Ash Wednesday is typically a day of stillness and contemplation. But for the Spiritual Care department, it’s our busiest day in the hospital. Catholics, ecumenical Protestants, and others just longing for a little extra blessing come eagerly in search of what, on any other day, would be an unsightly black smudge on their forehead.
“Are you giving out ashes?” doctors and housekeepers alike ask. We nod, stick our thumb in little cups of ashes, move our finger horizontally and vertically across the middle of their forehead, and say, “this first day of lent, we remember, from dust you have come, and to dust you will return.” Standing in the middle of a hospital, where some will be returning to dust sooner than we desire, proclaiming or mortality is particularly stark.

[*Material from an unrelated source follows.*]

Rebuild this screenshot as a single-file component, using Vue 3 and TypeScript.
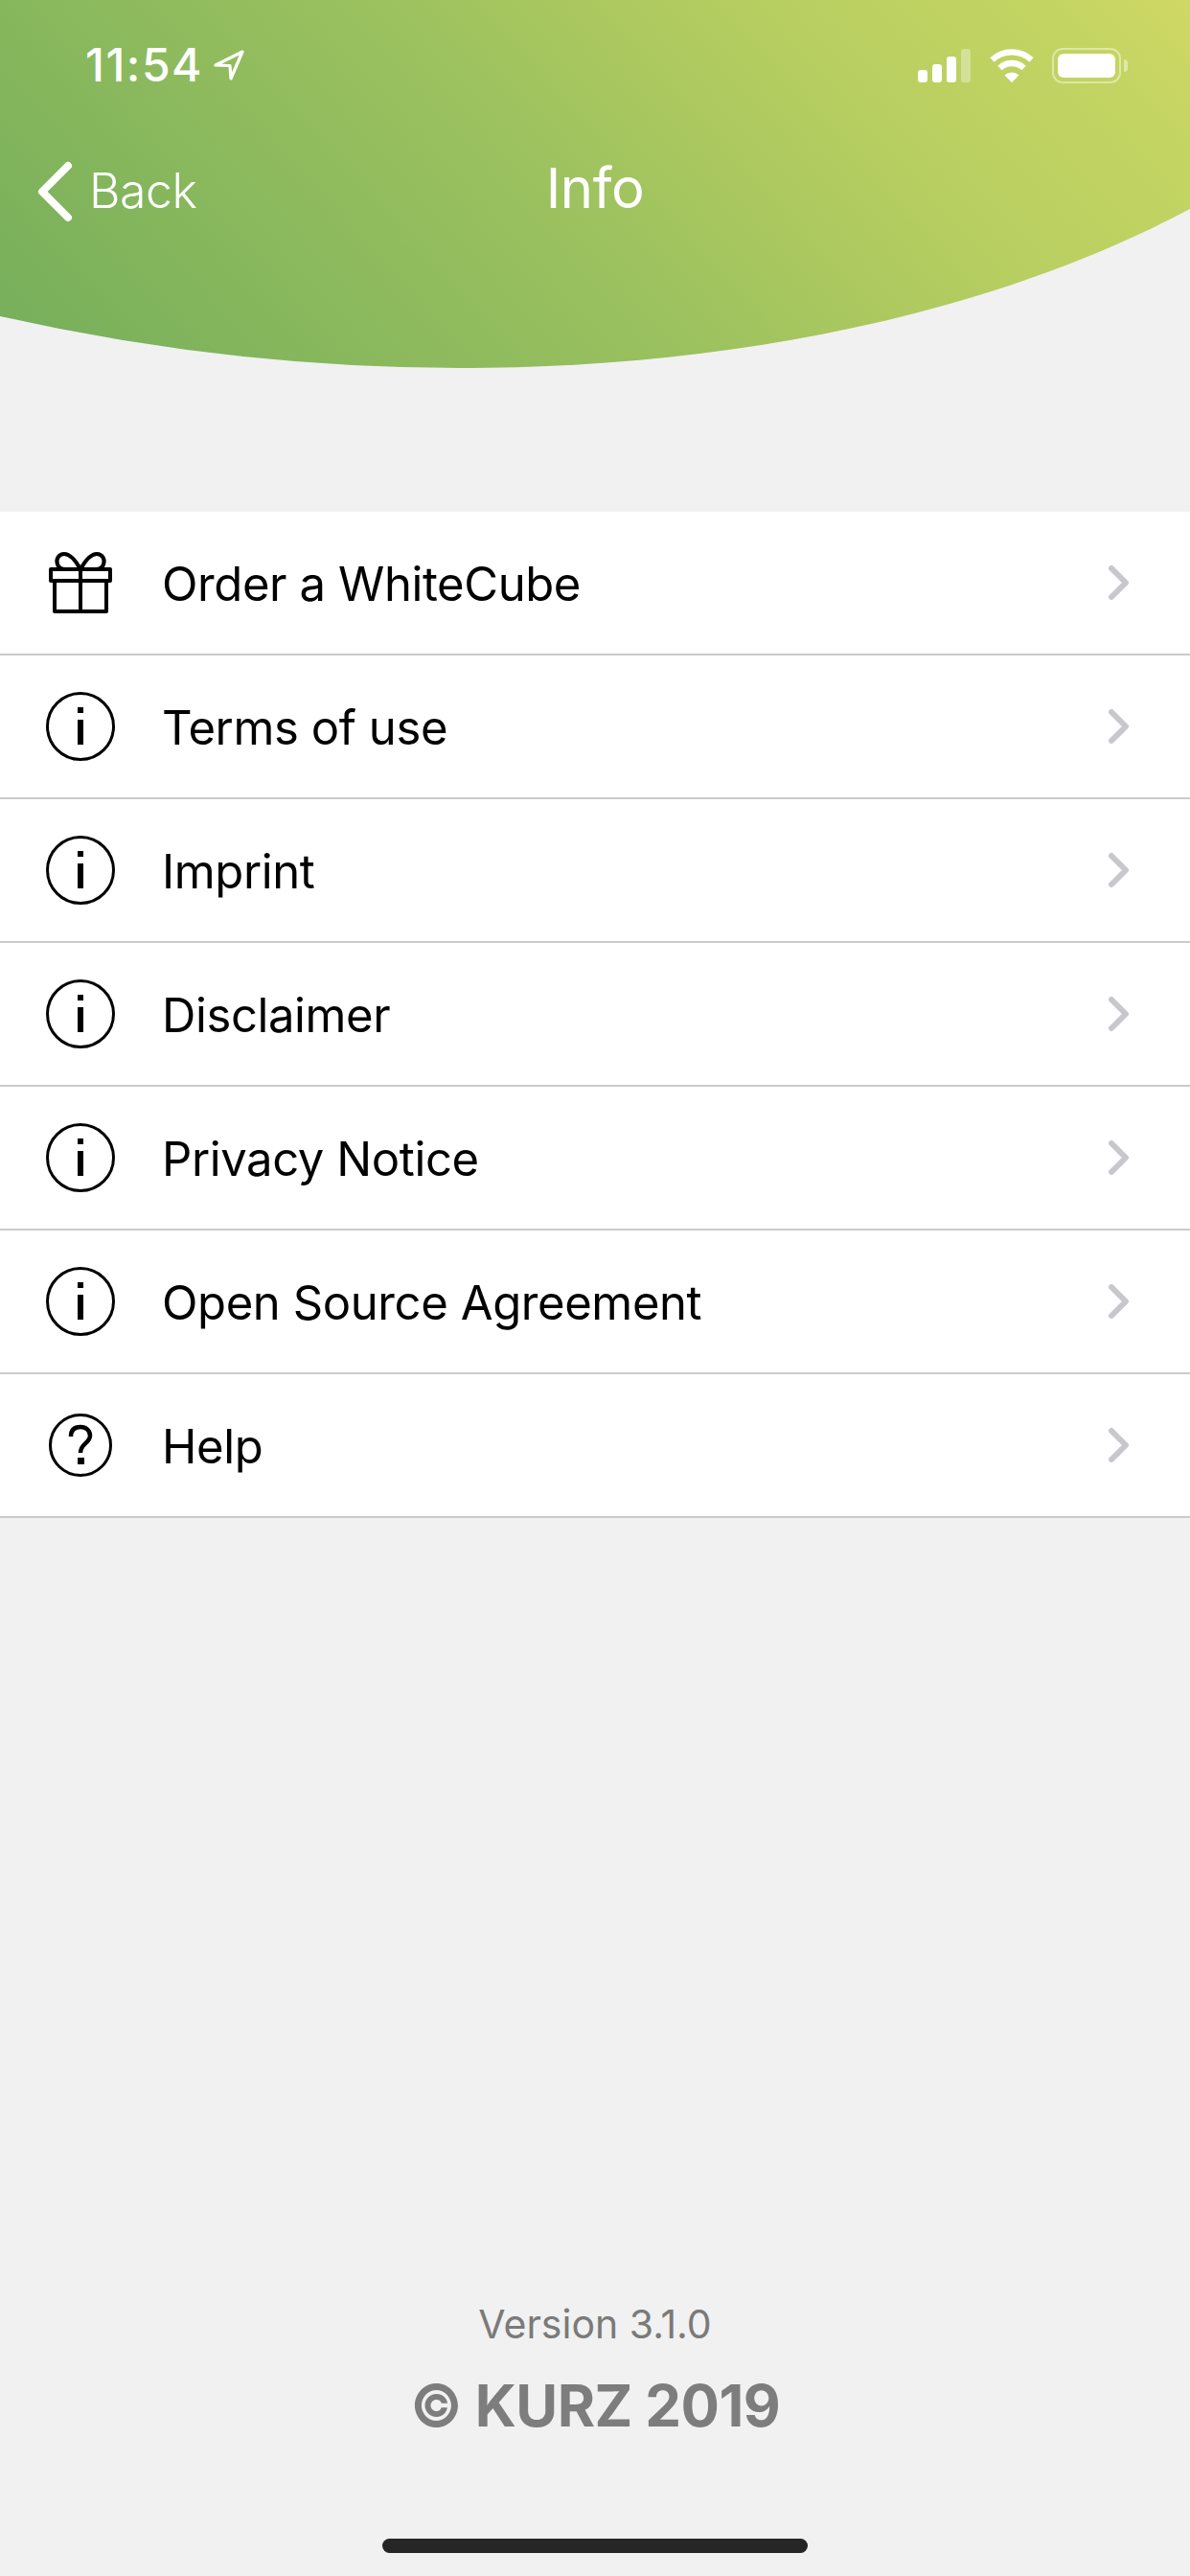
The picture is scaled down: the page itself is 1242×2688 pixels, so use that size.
<template>
  <div class="page">
    <header class="header">
      <div class="status">
        <div class="status-left">
          <span class="time">11:54</span>
          <svg class="arrow" width="32" height="32" viewBox="0 0 32 32">
            <path d="M30 2 L2 16 L17 16.5 L18 30 Z" fill="none" stroke="#fff" stroke-width="3.2" stroke-linejoin="round" />
          </svg>
        </div>
        <div class="status-right">
          <div class="signal">
            <i class="bar" v-for="b in bars" :key="b" :style="{ height: b + 'px' }"></i>
            <i class="bar off"></i>
          </div>
          <svg class="wifi" width="48" height="36" viewBox="0 0 48 36">
            <path d="M3.5 12.5 A30 30 0 0 1 44.5 12.5" fill="none" stroke="#fff" stroke-width="6.4" />
            <path d="M11.5 21 A18 18 0 0 1 36.5 21" fill="none" stroke="#fff" stroke-width="6.4" />
            <path d="M24 36 L16.5 28.5 A11 11 0 0 1 31.500 28.5 Z" fill="#fff" />
          </svg>
          <div class="battery">
            <div class="battery-body"><div class="battery-fill"></div></div>
            <div class="battery-cap"></div>
          </div>
        </div>
      </div>
      <nav class="nav">
        <div class="back">
          <svg width="40" height="66" viewBox="0 0 40 66">
            <path d="M33 6 L6 33 L33 60" fill="none" stroke="#fff" stroke-width="8" stroke-linecap="round" stroke-linejoin="round" />
          </svg>
          <span>Back</span>
        </div>
        <h1 class="title">Info</h1>
        <div></div>
      </nav>
    </header>

    <ul class="list">
      <li class="row" v-for="item in items" :key="item.label">
        <div class="row-icon">
          <svg v-if="item.icon === 'gift'" width="70" height="66" viewBox="0 0 70 66">
            <g fill="none" stroke="#000" stroke-width="4" stroke-linejoin="round">
              <path d="M4 19 H66 V31 H4 Z" />
              <path d="M8 31 V63 H62 V31" />
              <path d="M35 19 V63" />
              <path d="M35 19 C30 10 24 3 18 3 C12 3 9 9 11 14 C12 17 15 19 19 19" />
              <path d="M35 19 C40 10 46 3 52 3 C58 3 61 9 59 14 C58 17 55 19 51 19" />
            </g>
          </svg>
          <svg v-else-if="item.icon === 'info'" width="72" height="72" viewBox="0 0 72 72">
            <circle cx="36" cy="36" r="34.500" fill="none" stroke="#000" stroke-width="3" />
            <rect x="33" y="16" width="6" height="6" />
            <rect x="33" y="29" width="6" height="26" />
          </svg>
          <svg v-else width="66" height="66" viewBox="0 0 66 66">
            <circle cx="33" cy="33" r="31.500" fill="none" stroke="#000" stroke-width="3" />
            <path d="M23 24 C23 17 27 14 33 14 C39 14 43 18 43 23 C43 31 33 31 33 41" fill="none" stroke="#000" stroke-width="4.500" />
            <rect x="30" y="46" width="7" height="7" />
          </svg>
        </div>
        <span class="row-label">{{ item.label }}</span>
        <svg class="row-chevron" width="24" height="40" viewBox="0 0 24 40">
          <path d="M4 5 L19 20 L4 35" fill="none" stroke="#c7c7cc" stroke-width="6" stroke-linecap="round" stroke-linejoin="round" />
        </svg>
      </li>
    </ul>

    <footer class="footer">
      <div class="version">Version 3.1.0</div>
      <div class="copyright">© KURZ 2019</div>
      <div class="home-bar"></div>
    </footer>
  </div>
</template>

<script setup lang="ts">
interface MenuItem {
  label: string
  icon: 'gift' | 'info' | 'help'
}

const bars: number[] = [13, 19, 27]

const items: MenuItem[] = [
  { label: 'Order a WhiteCube', icon: 'gift' },
  { label: 'Terms of use', icon: 'info' },
  { label: 'Imprint', icon: 'info' },
  { label: 'Disclaimer', icon: 'info' },
  { label: 'Privacy Notice', icon: 'info' },
  { label: 'Open Source Agreement', icon: 'info' },
  { label: 'Help', icon: 'help' }
]
</script>

<style>
html,
body {
  margin: 0;
  background: #f1f1f1;
}
</style>

<style scoped>
.page {
  width: 1242px;
  height: 2688px;
  display: flex;
  flex-direction: column;
  background: #f1f1f1;
  font-family: Inter, 'Liberation Sans', sans-serif;
  overflow: hidden;
}

.header {
  height: 384px;
  flex: none;
  box-sizing: border-box;
  padding-top: 48px;
  color: #fff;
  background: linear-gradient(48deg, #79b05b 5%, #9dc25f 48%, #abc85f 60%, #b9cf61 74%, #c3d462 90%, #d0d864 100%);
  clip-path: path('M0 0 H1242 V218 C1020 336 740 384 480 384 Q240 384 0 330 Z');
}

.status {
  height: 40px;
  display: flex;
  justify-content: space-between;
  align-items: center;
  padding: 0 65px 0 89px;
}

.status-left {
  display: flex;
  align-items: center;
  gap: 11px;
}

.time {
  font-size: 48px;
  font-weight: 500;
  letter-spacing: 1.5px;
  line-height: 40px;
}

.status-right {
  display: flex;
  align-items: center;
}

.signal {
  display: flex;
  align-items: flex-end;
  gap: 5px;
  height: 35px;
}

.bar {
  display: block;
  width: 10px;
  height: 35px;
  background: #fff;
  border-radius: 3px;
}

.bar.off {
  opacity: 0.35;
}

.wifi {
  margin-left: 19px;
}

.battery {
  display: flex;
  align-items: center;
  margin-left: 18px;
}

.battery-body {
  width: 72px;
  height: 37px;
  box-sizing: border-box;
  padding: 4px;
  border: 2px solid rgba(255, 255, 255, 0.45);
  border-radius: 11px;
}

.battery-fill {
  height: 100%;
  background: #fff;
  border-radius: 6px;
}

.battery-cap {
  width: 4px;
  height: 13px;
  margin-left: 3px;
  background: rgba(255, 255, 255, 0.45);
  border-radius: 0 4px 4px 0;
}

.nav {
  margin-top: 73px;
  display: grid;
  grid-template-columns: 1fr auto 1fr;
  align-items: center;
  height: 66px;
}

.back {
  display: flex;
  align-items: center;
  gap: 15px;
  padding-left: 38px;
  font-size: 50px;
  font-weight: 350;
  letter-spacing: -0.5px;
}

.back span {
  margin-bottom: 3px;
}

.title {
  margin: 0 0 8px;
  font-size: 58px;
  font-weight: 400;
  letter-spacing: -0.5px;
}

.list {
  list-style: none;
  margin: 150px 0 0;
  padding: 0;
  background: #fff;
}

.row {
  height: 150px;
  box-sizing: border-box;
  display: flex;
  align-items: center;
  border-bottom: 2px solid #cbcbcb;
}

.row-icon {
  width: 169px;
  flex: none;
  display: flex;
  justify-content: center;
  padding-right: 1px;
  box-sizing: border-box;
}

.row-icon svg {
  display: block;
}

.row-label {
  flex: 1;
  padding-top: 3px;
  font-size: 49px;
  color: #000;
  letter-spacing: -0.4px;
}

.row-chevron {
  margin-right: 62px;
}

.footer {
  margin-top: auto;
  display: flex;
  flex-direction: column;
  align-items: center;
}

.version {
  font-size: 41px;
  line-height: 50px;
  color: #7a7a7a;
}

.copyright {
  margin-top: 24px;
  font-size: 60px;
  font-weight: 700;
  line-height: 72px;
  letter-spacing: -0.6px;
  color: #7d7d7d;
}

.home-bar {
  width: 444px;
  height: 15px;
  margin: 103px 0 24px;
  background: #262626;
  border-radius: 8px;
}
</style>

Ash Wednesday marks the beginning of Lent, a 40 day season leading up to Good Friday and Easter. We receive the ashes as a sign of our mortality as we move into the Lenten season of repentance and fasting. But at the hospital, this outward sign of faith also marked the unity of our Christian commitment.
I walked into the surgery department during the early afternoon to offer ashes to the admitting and waiting room staff. One of the staff, an enthusiastic Catholic, quickly became my herald, parading me around the surgery department, singing out, “Ashes, ashes for Ash Wednesday,” in Spanish and in English. A tightly-controlled world of serious medical procedures, chaplains rarely get the chance to wander around surgery. But with my little cup of ashes in hand, my herald guided me around the department, into waiting rooms and break rooms, consultation rooms and offices, and in and out of pre-op and post-op. I half expected to be asked to scrub up to administer ashes to a surgeon involved in a long procedure. I gave ashes to nervous family members waiting to hear the results of the surgery, kids still drowsy from anesthesia in post-op, and surgeons in their scrubs, gowns, and face masks, foreheads barely showing under their surgical caps.
In surgery, I found my brothers and sisters everywhere. Tears almost came to my eyes as I told each one, “God bless you, sister,” and “God bless you, brother.” But I hoped they would see each other, too. I hoped the eye of the doctor and housekeeper would meet, as they glanced at that unsightly black smudge on the others forehead, and find a connection that crossed the stratified world of the hospital. I hoped they would see each other as brother and sister, too.
So a season of repentance and penitence, yes. But hopefully a season of unity across all bounds, too, journeying towards Easter together.